A few practical distinctions help buyers cut through the noise:
• A crossover usually offers the best fuel economy, easiest entry, and quietest highway ride.
• A mini-SUV often balances daily usability with extra confidence on rough roads and winter surfaces.
• A lightweight off-roader tends to sacrifice some refinement in exchange for better trail geometry and slower-speed control.
Dimensions matter almost as much as drivetrain layout. Many compact crossovers offer ground clearance in the general range of 180 to 210 mm, which is enough for ruts, snow, and uneven forest roads but not ideal for sharp breakovers or deep washouts. Dedicated small off-roaders may exceed that and combine it with shorter wheelbases, making them less likely to scrape or hang up on crests. On the other hand, a short wheelbase can feel busier at motorway speeds, and aggressive tires that shine on trails may generate more noise and consume more fuel. The right choice depends on where the vehicle spends 90 percent of its life, not on the boldest image in a catalog.
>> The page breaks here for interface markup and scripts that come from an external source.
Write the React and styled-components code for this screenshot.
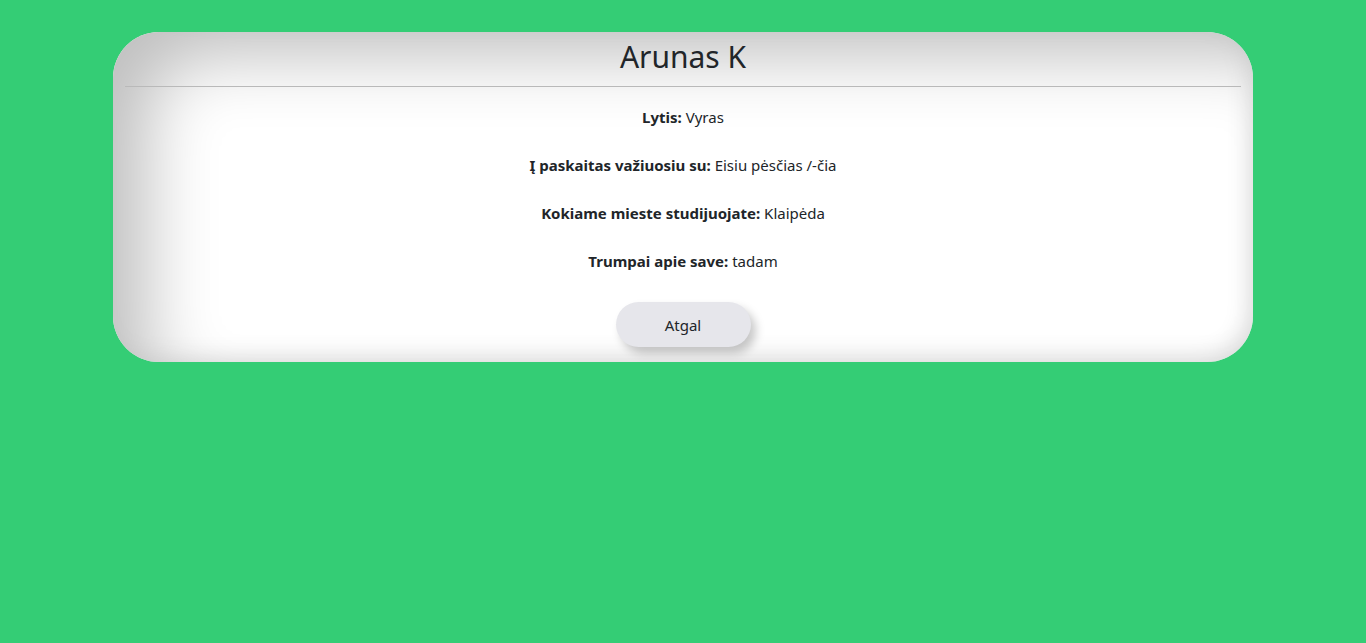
import React from 'react';
import styled, { createGlobalStyle } from 'styled-components';

const GlobalStyle = createGlobalStyle`
  html, body {
    margin: 0;
    padding: 0;
    background: #34cd75;
    font-family: "Noto Sans", "Open Sans", sans-serif;
    color: #212529;
  }
`;

const Page = styled.div`
  min-height: 643px;
  padding-top: 32px;
  box-sizing: border-box;
`;

const Card = styled.div`
  width: 1140px;
  margin: 0 auto;
  background: #fff;
  border-radius: 46px;
  padding: 0 12px 15px;
  box-sizing: border-box;
  box-shadow: inset 45px 34px 70px -10px #c0c0c0, inset -6px -6px 25px -4px #d8d8d8;
  text-align: center;
`;

const Name = styled.h2`
  margin: 0;
  padding-top: 3px;
  font-size: 30px;
  font-weight: 400;
  line-height: 44px;
  height: 54px;
  box-sizing: border-box;
`;

const Divider = styled.hr`
  margin: 0 0 18px;
  border: 0;
  border-top: 1px solid #b9b9b9;
`;

const Row = styled.p`
  margin: 0 0 24px;
  font-size: 15px;
  line-height: 24px;
`;

const Label = styled.strong`
  font-weight: 700;
`;

const Back = styled.button`
  margin-top: 5px;
  width: 135px;
  height: 45px;
  border: 0;
  border-radius: 23px;
  background: #e6e6eb;
  color: #212529;
  font-family: inherit;
  font-size: 15px;
  box-shadow: 5px 6px 10px rgba(0, 0, 0, 0.22);
  cursor: pointer;
`;

const info = [
  ['Lytis:', 'Vyras'],
  ['Į paskaitas važiuosiu su:', 'Eisiu pėsčias /-čia'],
  ['Kokiame mieste studijuojate:', 'Klaipėda'],
  ['Trumpai apie save:', 'tadam'],
];

export default function App() {
  return (
    <Page>
      <GlobalStyle />
      <Card>
        <Name>Arunas K</Name>
        <Divider />
        {info.map(([label, value]) => (
          <Row key={label}>
            <Label>{label}</Label> {value}
          </Row>
        ))}
        <Back>Atgal</Back>
      </Card>
    </Page>
  );
}
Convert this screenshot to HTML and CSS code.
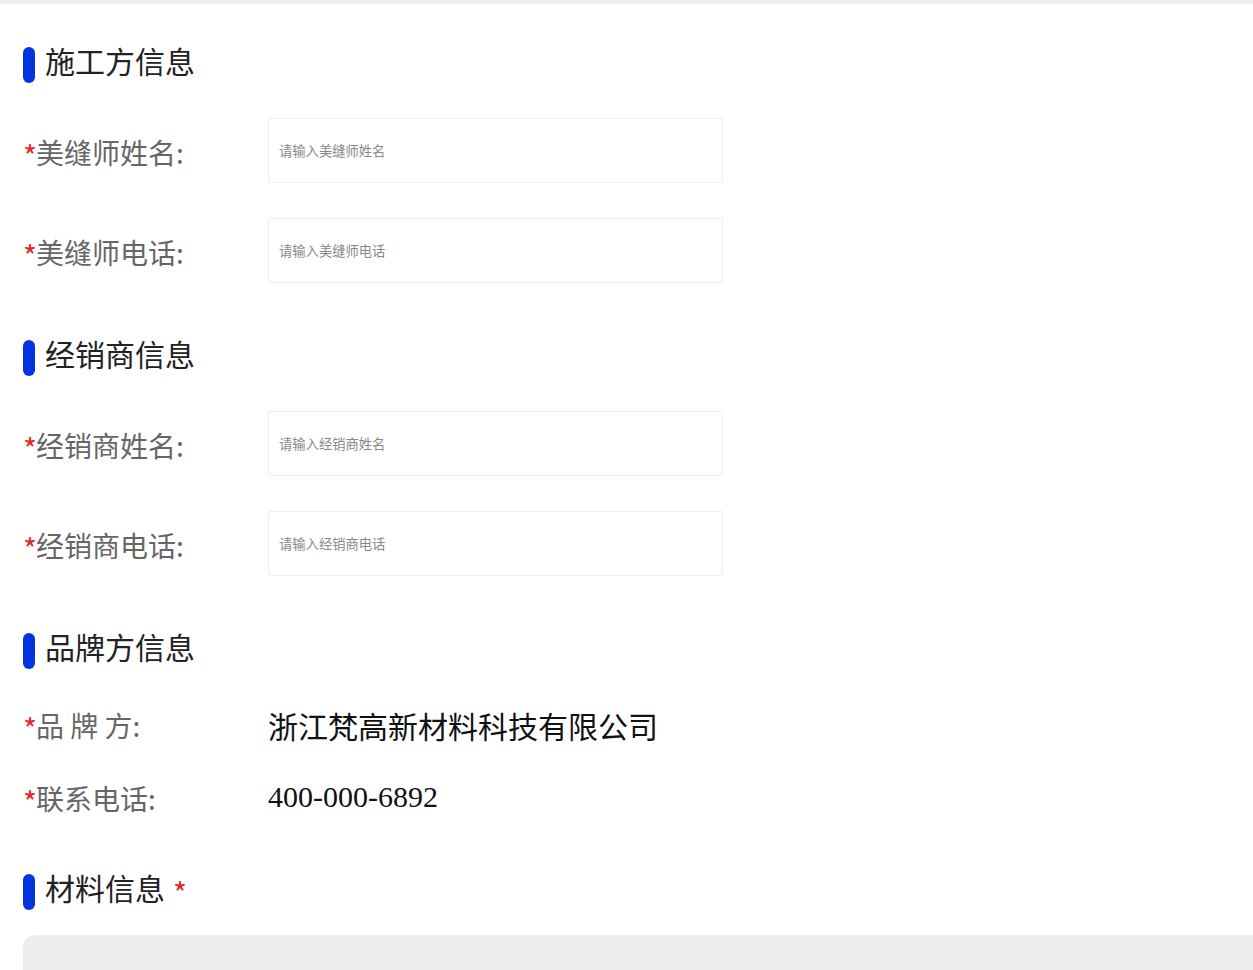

For most drivers, the smartest buy is the one that handles everyday duties comfortably and still covers the occasional bad-weather trip or weekend escape. That often means a well-chosen crossover or mini-SUV with good seasonal tires, enough clearance, and honest expectations. Drivers who regularly face rocky tracks, steep descents, deep snow, or muddy work routes may be better served by a lightweight off-roader with stronger underbody protection and slower-speed control. The conclusion is refreshingly simple: capability is not just about having four driven wheels. It is about matching tire choice, vehicle design, electronic strategy, and driving style to real conditions. If you are shopping in this category, focus less on the fantasy of extreme terrain and more on the surfaces you genuinely meet. That is where compact 4×4 ownership stops being a gimmick and starts becoming a practical advantage every time the road gets uncertain.